Material provided.
───
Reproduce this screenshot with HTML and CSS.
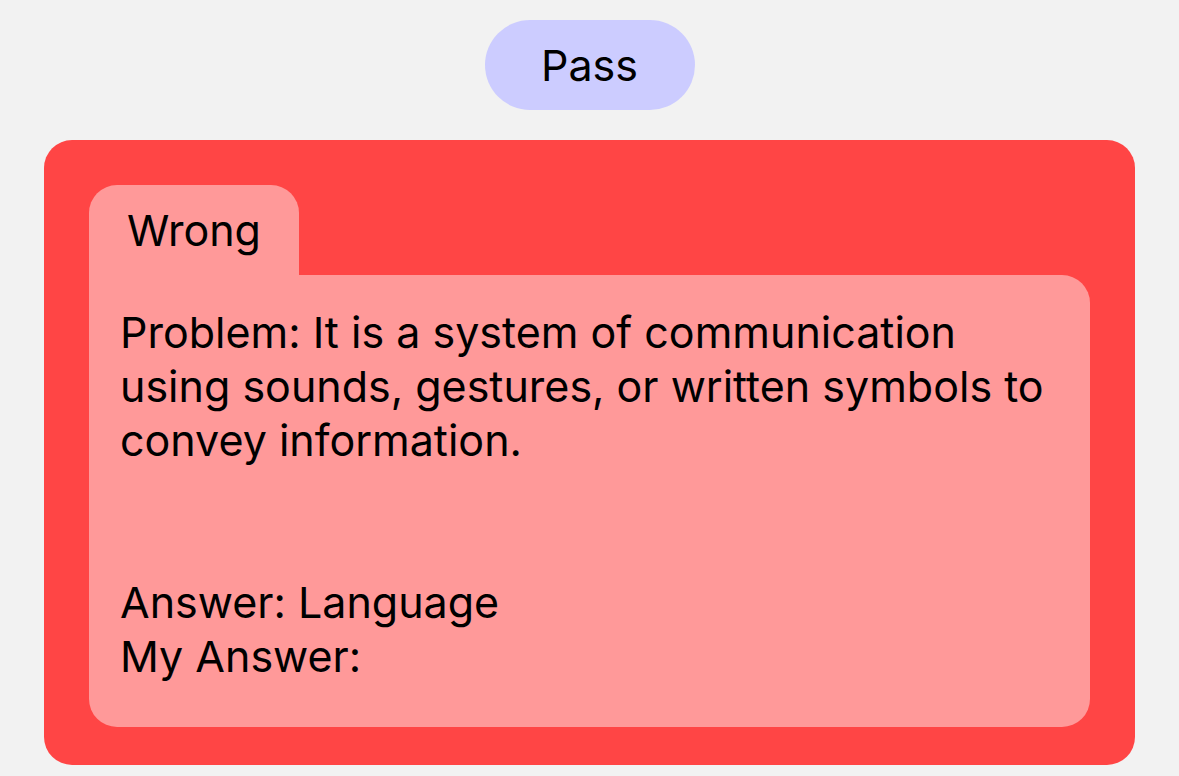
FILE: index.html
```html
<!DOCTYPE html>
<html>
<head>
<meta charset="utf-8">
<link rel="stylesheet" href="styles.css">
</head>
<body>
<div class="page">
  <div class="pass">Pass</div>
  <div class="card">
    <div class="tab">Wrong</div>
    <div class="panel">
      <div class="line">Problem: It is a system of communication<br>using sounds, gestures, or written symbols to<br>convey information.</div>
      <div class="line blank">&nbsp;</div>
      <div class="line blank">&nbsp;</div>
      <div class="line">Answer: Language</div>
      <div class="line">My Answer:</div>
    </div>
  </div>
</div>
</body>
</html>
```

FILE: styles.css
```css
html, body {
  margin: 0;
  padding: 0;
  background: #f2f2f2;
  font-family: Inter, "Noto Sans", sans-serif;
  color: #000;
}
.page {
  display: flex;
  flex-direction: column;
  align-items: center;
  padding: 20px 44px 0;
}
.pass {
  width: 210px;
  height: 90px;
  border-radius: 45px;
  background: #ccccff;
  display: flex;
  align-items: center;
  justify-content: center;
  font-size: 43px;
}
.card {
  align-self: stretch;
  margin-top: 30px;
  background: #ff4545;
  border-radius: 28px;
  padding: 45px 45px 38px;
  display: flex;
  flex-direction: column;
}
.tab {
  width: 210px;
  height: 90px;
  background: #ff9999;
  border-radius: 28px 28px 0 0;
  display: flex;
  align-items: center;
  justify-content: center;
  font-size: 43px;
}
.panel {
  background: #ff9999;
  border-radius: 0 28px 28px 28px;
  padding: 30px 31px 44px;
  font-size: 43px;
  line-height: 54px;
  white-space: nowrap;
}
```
───
What you will do. Omit every picture, then repeat the remaining data exactly as it appears above.

Finished answer.
Reproduce this screenshot with HTML and CSS.
FILE: index.html
```html
<!DOCTYPE html>
<html>
<head>
<meta charset="utf-8">
<link rel="stylesheet" href="styles.css">
</head>
<body>
<div class="page">
  <div class="pass">Pass</div>
  <div class="card">
    <div class="tab">Wrong</div>
    <div class="panel">
      <div class="line">Problem: It is a system of communication<br>using sounds, gestures, or written symbols to<br>convey information.</div>
      <div class="line blank">&nbsp;</div>
      <div class="line blank">&nbsp;</div>
      <div class="line">Answer: Language</div>
      <div class="line">My Answer:</div>
    </div>
  </div>
</div>
</body>
</html>
```

FILE: styles.css
```css
html, body {
  margin: 0;
  padding: 0;
  background: #f2f2f2;
  font-family: Inter, "Noto Sans", sans-serif;
  color: #000;
}
.page {
  display: flex;
  flex-direction: column;
  align-items: center;
  padding: 20px 44px 0;
}
.pass {
  width: 210px;
  height: 90px;
  border-radius: 45px;
  background: #ccccff;
  display: flex;
  align-items: center;
  justify-content: center;
  font-size: 43px;
}
.card {
  align-self: stretch;
  margin-top: 30px;
  background: #ff4545;
  border-radius: 28px;
  padding: 45px 45px 38px;
  display: flex;
  flex-direction: column;
}
.tab {
  width: 210px;
  height: 90px;
  background: #ff9999;
  border-radius: 28px 28px 0 0;
  display: flex;
  align-items: center;
  justify-content: center;
  font-size: 43px;
}
.panel {
  background: #ff9999;
  border-radius: 0 28px 28px 28px;
  padding: 30px 31px 44px;
  font-size: 43px;
  line-height: 54px;
  white-space: nowrap;
}
```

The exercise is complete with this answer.